Exercise instructions: Reproduce precisely the lines between the start of the data below and the line with "const bottomKeys = ['Z', 'X', 'C', 'V', 'B', 'N', 'M']", both included.
= = = = =
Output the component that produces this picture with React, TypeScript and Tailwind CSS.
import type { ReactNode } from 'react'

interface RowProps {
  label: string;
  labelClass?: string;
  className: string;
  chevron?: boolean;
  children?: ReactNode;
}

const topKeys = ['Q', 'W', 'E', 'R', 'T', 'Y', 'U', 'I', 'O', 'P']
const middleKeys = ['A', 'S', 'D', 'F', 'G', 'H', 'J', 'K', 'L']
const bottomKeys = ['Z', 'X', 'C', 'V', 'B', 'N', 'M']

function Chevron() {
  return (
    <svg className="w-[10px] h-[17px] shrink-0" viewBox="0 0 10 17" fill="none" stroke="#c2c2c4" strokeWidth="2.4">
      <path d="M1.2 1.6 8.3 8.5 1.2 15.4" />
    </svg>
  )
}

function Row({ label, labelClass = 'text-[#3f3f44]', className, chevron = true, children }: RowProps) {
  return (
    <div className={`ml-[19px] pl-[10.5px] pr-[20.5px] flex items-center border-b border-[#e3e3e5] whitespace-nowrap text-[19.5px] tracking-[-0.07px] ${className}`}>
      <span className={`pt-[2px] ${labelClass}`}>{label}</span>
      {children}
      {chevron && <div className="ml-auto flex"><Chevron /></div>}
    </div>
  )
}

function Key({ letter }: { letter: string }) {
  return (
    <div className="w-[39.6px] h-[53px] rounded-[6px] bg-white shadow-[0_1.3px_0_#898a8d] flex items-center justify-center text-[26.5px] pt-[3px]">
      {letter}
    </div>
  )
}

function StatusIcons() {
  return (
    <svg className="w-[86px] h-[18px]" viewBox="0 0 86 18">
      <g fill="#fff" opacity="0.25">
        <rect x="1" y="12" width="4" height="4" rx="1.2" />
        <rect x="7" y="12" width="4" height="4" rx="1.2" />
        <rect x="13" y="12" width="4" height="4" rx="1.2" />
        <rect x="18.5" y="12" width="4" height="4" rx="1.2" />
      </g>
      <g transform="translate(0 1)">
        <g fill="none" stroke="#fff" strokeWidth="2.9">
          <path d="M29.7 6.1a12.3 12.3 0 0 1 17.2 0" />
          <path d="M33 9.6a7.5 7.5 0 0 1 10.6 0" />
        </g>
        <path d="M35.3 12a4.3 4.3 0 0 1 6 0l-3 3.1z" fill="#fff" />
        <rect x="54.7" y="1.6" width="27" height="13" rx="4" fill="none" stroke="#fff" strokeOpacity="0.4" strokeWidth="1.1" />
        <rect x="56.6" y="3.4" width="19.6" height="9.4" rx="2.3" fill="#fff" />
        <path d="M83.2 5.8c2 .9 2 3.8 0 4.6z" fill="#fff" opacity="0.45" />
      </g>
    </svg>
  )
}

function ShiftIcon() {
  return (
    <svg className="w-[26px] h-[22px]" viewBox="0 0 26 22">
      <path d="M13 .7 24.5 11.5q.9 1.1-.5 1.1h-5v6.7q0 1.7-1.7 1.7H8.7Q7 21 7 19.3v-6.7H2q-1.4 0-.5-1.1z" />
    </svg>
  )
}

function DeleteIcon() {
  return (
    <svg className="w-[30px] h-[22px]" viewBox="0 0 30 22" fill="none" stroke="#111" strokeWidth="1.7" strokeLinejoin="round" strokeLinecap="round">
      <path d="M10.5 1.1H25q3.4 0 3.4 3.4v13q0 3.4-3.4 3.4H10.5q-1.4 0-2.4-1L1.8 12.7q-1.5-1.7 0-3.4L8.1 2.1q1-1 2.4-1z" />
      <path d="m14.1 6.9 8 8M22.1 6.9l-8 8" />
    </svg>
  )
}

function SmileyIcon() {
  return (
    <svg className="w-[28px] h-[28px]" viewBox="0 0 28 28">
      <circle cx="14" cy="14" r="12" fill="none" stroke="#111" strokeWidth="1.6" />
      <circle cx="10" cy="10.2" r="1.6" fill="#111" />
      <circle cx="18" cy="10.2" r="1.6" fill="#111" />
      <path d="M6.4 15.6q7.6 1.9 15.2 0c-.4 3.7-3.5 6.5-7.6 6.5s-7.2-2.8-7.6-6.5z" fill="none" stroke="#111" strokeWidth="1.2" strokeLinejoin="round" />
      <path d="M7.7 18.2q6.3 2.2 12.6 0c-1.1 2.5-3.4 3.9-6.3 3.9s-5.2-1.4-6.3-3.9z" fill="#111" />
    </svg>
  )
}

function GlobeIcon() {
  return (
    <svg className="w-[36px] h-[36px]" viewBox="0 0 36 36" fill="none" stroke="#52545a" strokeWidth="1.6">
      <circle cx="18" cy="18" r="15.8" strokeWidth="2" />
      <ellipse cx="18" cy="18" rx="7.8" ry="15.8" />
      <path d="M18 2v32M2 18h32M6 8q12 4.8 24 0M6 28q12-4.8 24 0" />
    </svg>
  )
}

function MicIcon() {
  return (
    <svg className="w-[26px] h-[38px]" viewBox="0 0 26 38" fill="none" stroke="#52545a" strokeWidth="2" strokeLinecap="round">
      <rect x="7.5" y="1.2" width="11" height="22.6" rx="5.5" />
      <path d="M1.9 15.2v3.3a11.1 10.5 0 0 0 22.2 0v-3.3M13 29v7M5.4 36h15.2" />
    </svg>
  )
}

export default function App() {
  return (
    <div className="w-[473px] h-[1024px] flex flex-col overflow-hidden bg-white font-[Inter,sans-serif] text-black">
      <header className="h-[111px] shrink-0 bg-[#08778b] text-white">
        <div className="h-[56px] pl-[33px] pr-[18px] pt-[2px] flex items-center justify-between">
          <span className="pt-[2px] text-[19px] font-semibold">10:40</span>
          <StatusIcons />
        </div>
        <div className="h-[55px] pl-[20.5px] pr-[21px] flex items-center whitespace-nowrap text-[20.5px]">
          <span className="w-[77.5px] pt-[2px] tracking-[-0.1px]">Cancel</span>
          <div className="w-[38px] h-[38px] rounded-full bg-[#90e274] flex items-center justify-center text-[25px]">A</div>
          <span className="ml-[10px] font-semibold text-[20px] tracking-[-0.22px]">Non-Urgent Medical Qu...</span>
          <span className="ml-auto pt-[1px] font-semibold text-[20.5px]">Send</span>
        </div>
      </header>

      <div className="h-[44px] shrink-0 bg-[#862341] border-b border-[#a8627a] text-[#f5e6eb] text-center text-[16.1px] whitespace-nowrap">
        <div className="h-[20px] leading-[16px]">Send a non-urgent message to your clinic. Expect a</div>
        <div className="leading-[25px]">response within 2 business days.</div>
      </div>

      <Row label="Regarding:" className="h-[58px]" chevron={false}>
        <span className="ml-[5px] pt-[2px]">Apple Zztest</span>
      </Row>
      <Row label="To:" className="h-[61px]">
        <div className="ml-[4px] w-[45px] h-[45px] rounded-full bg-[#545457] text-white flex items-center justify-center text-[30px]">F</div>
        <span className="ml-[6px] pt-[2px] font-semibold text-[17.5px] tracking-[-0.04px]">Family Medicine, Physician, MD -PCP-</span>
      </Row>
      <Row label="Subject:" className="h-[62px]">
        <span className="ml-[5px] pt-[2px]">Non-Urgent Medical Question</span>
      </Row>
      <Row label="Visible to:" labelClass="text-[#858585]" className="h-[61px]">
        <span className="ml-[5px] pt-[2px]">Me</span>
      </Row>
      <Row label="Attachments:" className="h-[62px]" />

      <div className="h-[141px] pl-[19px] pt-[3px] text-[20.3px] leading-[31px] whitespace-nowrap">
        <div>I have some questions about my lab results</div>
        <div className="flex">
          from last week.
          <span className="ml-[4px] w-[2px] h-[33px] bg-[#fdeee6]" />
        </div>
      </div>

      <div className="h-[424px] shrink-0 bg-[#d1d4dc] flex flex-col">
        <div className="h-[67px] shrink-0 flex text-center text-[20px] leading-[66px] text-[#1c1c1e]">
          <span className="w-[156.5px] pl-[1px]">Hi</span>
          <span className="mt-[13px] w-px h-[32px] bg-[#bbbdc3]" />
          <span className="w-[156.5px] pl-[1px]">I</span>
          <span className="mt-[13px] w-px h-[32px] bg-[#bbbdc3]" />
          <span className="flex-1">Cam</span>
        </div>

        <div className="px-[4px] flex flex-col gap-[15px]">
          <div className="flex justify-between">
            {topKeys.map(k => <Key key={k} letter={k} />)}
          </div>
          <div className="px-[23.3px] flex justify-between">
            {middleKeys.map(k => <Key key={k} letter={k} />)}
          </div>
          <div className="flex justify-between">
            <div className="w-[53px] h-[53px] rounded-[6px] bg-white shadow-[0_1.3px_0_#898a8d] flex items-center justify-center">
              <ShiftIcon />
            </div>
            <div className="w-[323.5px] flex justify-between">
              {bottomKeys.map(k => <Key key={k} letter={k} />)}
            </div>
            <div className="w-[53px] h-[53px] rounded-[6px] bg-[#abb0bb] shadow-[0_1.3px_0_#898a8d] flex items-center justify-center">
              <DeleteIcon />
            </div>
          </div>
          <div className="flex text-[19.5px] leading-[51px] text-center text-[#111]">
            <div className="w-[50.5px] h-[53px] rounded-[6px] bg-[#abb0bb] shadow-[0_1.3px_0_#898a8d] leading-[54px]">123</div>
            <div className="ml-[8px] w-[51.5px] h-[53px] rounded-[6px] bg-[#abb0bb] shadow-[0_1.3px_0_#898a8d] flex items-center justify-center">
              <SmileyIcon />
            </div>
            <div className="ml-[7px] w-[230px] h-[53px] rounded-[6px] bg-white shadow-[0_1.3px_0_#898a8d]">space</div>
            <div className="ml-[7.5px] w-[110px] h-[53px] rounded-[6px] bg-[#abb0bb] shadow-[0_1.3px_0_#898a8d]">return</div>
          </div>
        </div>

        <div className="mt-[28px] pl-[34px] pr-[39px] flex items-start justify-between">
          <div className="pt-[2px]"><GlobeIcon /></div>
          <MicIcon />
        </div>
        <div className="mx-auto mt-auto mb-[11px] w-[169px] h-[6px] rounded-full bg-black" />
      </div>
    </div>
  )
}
= = = = =
Written answer:
Output the component that produces this picture with React, TypeScript and Tailwind CSS.
import type { ReactNode } from 'react'

interface RowProps {
  label: string;
  labelClass?: string;
  className: string;
  chevron?: boolean;
  children?: ReactNode;
}

const topKeys = ['Q', 'W', 'E', 'R', 'T', 'Y', 'U', 'I', 'O', 'P']
const middleKeys = ['A', 'S', 'D', 'F', 'G', 'H', 'J', 'K', 'L']
const bottomKeys = ['Z', 'X', 'C', 'V', 'B', 'N', 'M']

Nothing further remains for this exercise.